First message may be a bit surprising, but Megaparsec knows that there must be at least one item in the list, so it checks indentation level and it’s 1, which is incorrect, so it reports it.

Nested indented list

What I like about indentBlock is that another indentBlock can be put inside of it and the whole thing will work smoothly, parsing more complex input with several levels of indentation.

Let’s allow list items to have sub-items. For this we will need a new parser, pComplexItem (looks familiar…):

pComplexItem :: Parser (String, [String])
pComplexItem = L.indentBlock scn p
  where
    p = do
      header <- pItem
      return (L.IndentMany Nothing (return . (header, )) pItem)

A couple of edits to pItemList (we’re now parsing more complex stuff, so we need to reflect this in the type signatures):

parser :: Parser (String, [(String, [String])])
parser = pItemList <* eof

pItemList :: Parser (String, [(String, [String])])
pItemList = L.nonIndented scn (L.indentBlock scn p)
  where
    p = do
      header <- pItem
      return (L.IndentSome Nothing (return . (header, )) pComplexItem)

If I feed something like this into our parser:

first-chapter
  paragraph-one
      note-A # an important note here!
      note-B
  paragraph-two
    note-1
    note-2
  paragraph-three

…I get:

Right
  ( "first-chapter"
  , [ ("paragraph-one",   ["note-A","note-B"])
    , ("paragraph-two",   ["note-1","note-2"])
    , ("paragraph-three", []) ] )

And this looks like it works!

Adding line folds

lineFold helper is introduced in Megaparsec 5.0.0. A line fold consists of several elements that can be put on one line or on several lines as long as indentation level of subsequent items is greater than indentation level of the first item.

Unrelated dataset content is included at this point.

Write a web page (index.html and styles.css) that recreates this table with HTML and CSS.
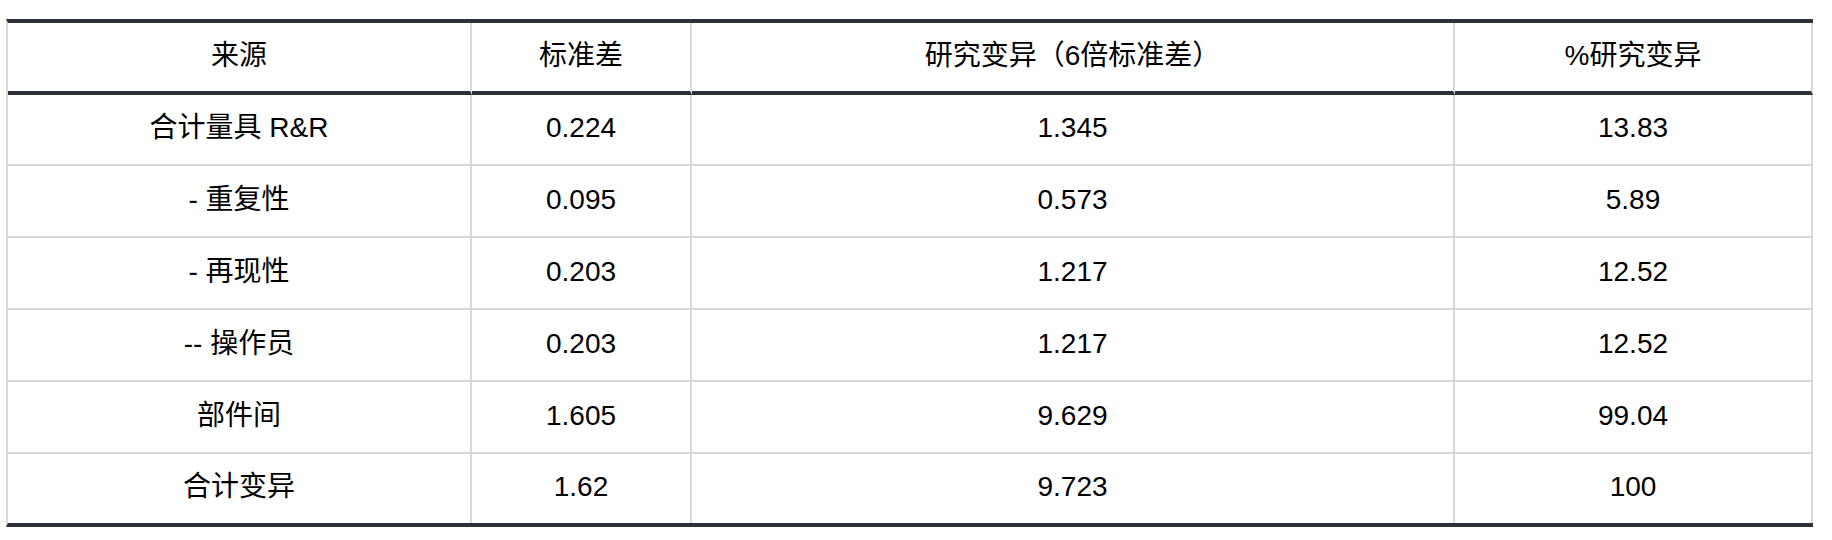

Let’s make use of lineFold and add line folds to our program.

pComplexItem :: Parser (String, [String])
pComplexItem = L.indentBlock scn p
  where
    p = do
      header <- pItem
      return (L.IndentMany Nothing (return . (header, )) pLineFold)

pLineFold :: Parser String
pLineFold = L.lineFold scn $ \sc' ->
  let ps = takeWhile1P Nothing f `sepBy1` try sc'
      f x = isAlphaNum x || x == '-'
  in unwords <$> ps <* sc

lineFold works like this: you give it a space consumer that accepts newlines and it gives you a special space consumer that you can use in the callback to consume space between elements of line fold. An important thing here is that you should use normal space consumer at the end of line fold or your fold will have no end.

Playing with the final version of our parser is left as an exercise for the reader—you can create “items” that consist of multiple words and as long as they are “line-folded” they will be parsed and concatenated with single space between them.

Conclusion

Note that every sub-list behaves independently—you will see that if you try to feed the parser with various variants of malformed data. And this is no surprise, since no state is shared between different parts of the structure—it’s just assembled purely from simpler parts—sufficiently elegant solution in the spirit of the rest of the library.